++++ Supplied data ++++

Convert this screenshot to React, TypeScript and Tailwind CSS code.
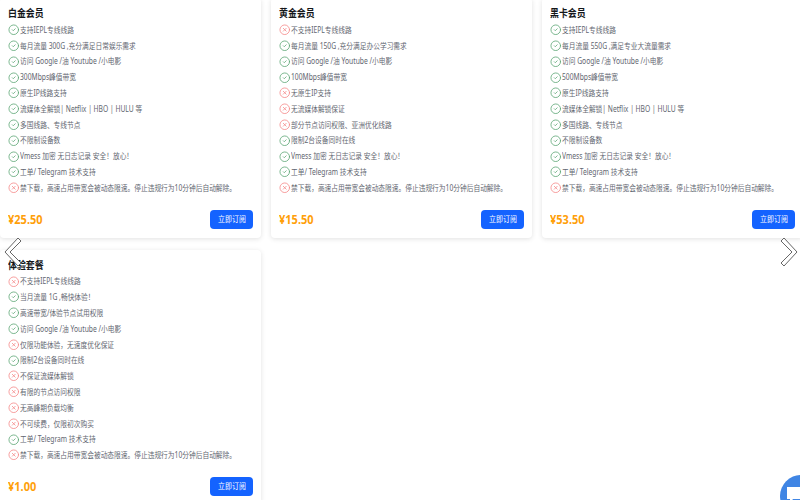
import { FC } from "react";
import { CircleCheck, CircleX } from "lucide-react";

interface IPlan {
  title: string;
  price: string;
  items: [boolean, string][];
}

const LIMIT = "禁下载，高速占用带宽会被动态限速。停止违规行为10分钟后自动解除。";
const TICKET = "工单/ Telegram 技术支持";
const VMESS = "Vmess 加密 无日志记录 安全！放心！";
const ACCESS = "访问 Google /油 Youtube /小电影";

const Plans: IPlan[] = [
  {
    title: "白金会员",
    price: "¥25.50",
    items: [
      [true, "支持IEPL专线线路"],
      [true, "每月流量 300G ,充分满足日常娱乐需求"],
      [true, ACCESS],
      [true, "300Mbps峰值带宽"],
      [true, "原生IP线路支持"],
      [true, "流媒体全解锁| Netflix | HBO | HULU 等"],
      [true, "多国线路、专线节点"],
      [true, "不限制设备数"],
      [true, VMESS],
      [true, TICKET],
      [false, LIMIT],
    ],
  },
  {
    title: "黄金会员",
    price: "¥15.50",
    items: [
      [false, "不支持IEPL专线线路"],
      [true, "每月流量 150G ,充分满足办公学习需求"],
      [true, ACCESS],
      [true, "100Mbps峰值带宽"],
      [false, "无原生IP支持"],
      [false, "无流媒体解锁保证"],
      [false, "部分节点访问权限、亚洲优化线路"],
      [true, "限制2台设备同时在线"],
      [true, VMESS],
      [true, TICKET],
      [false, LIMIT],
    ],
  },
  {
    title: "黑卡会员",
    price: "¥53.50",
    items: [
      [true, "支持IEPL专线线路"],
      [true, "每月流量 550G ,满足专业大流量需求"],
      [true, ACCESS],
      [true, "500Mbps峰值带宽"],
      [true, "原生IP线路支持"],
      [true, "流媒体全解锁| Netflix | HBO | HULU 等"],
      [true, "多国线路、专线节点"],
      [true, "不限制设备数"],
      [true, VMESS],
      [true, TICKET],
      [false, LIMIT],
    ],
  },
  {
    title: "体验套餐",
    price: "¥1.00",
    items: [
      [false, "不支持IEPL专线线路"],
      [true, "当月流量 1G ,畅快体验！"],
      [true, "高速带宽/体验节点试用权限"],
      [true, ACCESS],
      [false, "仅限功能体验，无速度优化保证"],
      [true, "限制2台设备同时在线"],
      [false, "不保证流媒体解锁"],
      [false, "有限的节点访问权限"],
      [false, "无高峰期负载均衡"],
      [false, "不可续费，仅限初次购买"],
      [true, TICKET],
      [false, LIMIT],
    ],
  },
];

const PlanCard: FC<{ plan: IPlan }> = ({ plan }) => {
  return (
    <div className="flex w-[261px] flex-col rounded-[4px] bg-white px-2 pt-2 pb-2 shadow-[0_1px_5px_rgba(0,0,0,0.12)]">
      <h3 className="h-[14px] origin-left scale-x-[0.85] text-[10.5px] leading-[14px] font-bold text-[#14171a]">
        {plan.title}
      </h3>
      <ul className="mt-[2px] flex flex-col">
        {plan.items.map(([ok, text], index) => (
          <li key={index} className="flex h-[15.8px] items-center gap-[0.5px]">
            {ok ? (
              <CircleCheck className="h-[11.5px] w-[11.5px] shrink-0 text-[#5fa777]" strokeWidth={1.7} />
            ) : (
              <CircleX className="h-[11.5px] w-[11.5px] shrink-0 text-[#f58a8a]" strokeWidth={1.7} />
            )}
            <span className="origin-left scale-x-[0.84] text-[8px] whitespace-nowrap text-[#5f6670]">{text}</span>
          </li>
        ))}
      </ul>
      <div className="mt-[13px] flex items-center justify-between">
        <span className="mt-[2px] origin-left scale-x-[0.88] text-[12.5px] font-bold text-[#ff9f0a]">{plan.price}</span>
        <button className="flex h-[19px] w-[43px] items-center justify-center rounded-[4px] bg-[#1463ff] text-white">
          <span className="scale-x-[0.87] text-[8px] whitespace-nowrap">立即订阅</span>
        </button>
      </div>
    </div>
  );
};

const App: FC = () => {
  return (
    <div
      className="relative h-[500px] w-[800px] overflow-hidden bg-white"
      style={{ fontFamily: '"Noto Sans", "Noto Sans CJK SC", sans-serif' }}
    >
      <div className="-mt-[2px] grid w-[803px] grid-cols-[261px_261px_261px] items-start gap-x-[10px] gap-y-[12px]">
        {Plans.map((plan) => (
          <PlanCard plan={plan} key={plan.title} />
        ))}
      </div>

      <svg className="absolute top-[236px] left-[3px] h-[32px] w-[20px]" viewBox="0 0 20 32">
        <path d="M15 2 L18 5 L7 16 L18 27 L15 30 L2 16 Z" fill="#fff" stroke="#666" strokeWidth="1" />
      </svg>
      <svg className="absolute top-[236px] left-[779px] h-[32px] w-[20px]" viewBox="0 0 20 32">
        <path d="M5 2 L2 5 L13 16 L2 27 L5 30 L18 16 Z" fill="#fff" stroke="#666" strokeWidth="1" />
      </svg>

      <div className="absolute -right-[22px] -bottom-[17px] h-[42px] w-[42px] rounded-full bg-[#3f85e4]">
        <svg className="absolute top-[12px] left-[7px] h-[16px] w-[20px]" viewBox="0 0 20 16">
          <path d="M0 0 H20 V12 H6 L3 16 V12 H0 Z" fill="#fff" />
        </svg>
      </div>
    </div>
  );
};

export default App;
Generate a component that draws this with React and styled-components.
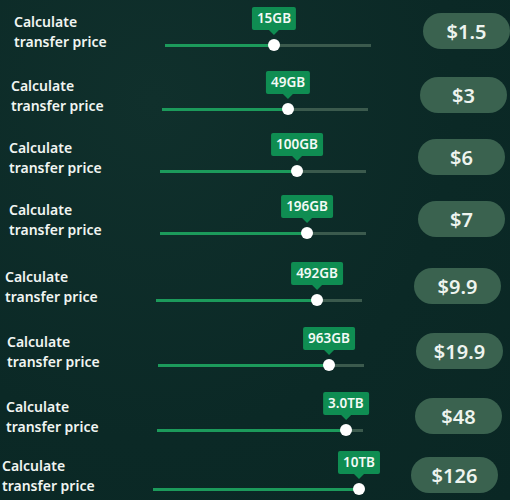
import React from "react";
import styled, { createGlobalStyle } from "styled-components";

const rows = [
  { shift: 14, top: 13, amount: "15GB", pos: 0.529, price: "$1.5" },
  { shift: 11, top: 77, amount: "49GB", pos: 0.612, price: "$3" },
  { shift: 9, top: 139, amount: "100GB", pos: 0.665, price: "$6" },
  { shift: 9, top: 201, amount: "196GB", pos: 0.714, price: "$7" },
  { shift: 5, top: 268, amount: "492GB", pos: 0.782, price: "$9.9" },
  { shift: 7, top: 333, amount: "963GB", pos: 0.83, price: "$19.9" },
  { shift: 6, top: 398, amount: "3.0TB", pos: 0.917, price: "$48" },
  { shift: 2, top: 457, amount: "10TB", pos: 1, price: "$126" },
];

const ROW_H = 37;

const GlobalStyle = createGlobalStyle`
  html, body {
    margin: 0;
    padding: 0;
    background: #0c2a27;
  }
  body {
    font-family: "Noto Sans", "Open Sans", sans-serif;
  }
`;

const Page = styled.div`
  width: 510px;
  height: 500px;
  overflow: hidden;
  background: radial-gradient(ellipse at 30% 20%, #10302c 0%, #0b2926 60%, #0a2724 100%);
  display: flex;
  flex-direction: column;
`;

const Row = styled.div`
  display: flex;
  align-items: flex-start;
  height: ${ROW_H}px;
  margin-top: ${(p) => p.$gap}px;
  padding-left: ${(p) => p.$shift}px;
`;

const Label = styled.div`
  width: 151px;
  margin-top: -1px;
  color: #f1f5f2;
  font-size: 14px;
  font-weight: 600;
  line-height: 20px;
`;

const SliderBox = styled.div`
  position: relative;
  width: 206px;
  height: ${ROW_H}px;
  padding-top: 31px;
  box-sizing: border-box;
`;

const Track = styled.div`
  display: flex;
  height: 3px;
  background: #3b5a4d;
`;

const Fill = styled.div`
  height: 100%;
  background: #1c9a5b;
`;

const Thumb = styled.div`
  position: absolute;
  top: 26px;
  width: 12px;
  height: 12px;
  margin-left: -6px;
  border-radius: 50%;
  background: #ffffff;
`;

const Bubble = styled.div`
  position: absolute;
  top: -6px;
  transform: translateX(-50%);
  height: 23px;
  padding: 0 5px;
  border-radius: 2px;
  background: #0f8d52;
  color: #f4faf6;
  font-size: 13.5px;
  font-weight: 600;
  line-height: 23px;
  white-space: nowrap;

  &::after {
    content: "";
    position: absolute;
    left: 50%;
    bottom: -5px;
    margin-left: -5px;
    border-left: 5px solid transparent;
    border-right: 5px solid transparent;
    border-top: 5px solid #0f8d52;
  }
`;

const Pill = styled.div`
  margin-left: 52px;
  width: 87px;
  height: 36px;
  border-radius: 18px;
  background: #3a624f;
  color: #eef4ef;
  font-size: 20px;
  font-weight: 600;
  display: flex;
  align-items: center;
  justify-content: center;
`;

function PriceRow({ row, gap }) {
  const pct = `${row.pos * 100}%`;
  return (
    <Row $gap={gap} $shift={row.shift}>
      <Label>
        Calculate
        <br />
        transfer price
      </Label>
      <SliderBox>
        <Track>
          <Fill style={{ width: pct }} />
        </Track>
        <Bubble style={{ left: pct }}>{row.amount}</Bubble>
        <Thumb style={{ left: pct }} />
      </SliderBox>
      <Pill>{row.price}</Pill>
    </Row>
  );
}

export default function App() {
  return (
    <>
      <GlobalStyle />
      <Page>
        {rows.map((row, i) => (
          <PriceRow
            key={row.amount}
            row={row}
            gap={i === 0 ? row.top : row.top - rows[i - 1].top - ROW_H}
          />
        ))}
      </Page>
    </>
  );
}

++++

> **Written request**: From the line that has "Generate a component" through the line that has "const ROW_H = 37;", reproduce each line exactly as it stands and nothing else; do not include any pictures.

> **Solved exercise**:
Generate a component that draws this with React and styled-components.
import React from "react";
import styled, { createGlobalStyle } from "styled-components";

const rows = [
  { shift: 14, top: 13, amount: "15GB", pos: 0.529, price: "$1.5" },
  { shift: 11, top: 77, amount: "49GB", pos: 0.612, price: "$3" },
  { shift: 9, top: 139, amount: "100GB", pos: 0.665, price: "$6" },
  { shift: 9, top: 201, amount: "196GB", pos: 0.714, price: "$7" },
  { shift: 5, top: 268, amount: "492GB", pos: 0.782, price: "$9.9" },
  { shift: 7, top: 333, amount: "963GB", pos: 0.83, price: "$19.9" },
  { shift: 6, top: 398, amount: "3.0TB", pos: 0.917, price: "$48" },
  { shift: 2, top: 457, amount: "10TB", pos: 1, price: "$126" },
];

const ROW_H = 37;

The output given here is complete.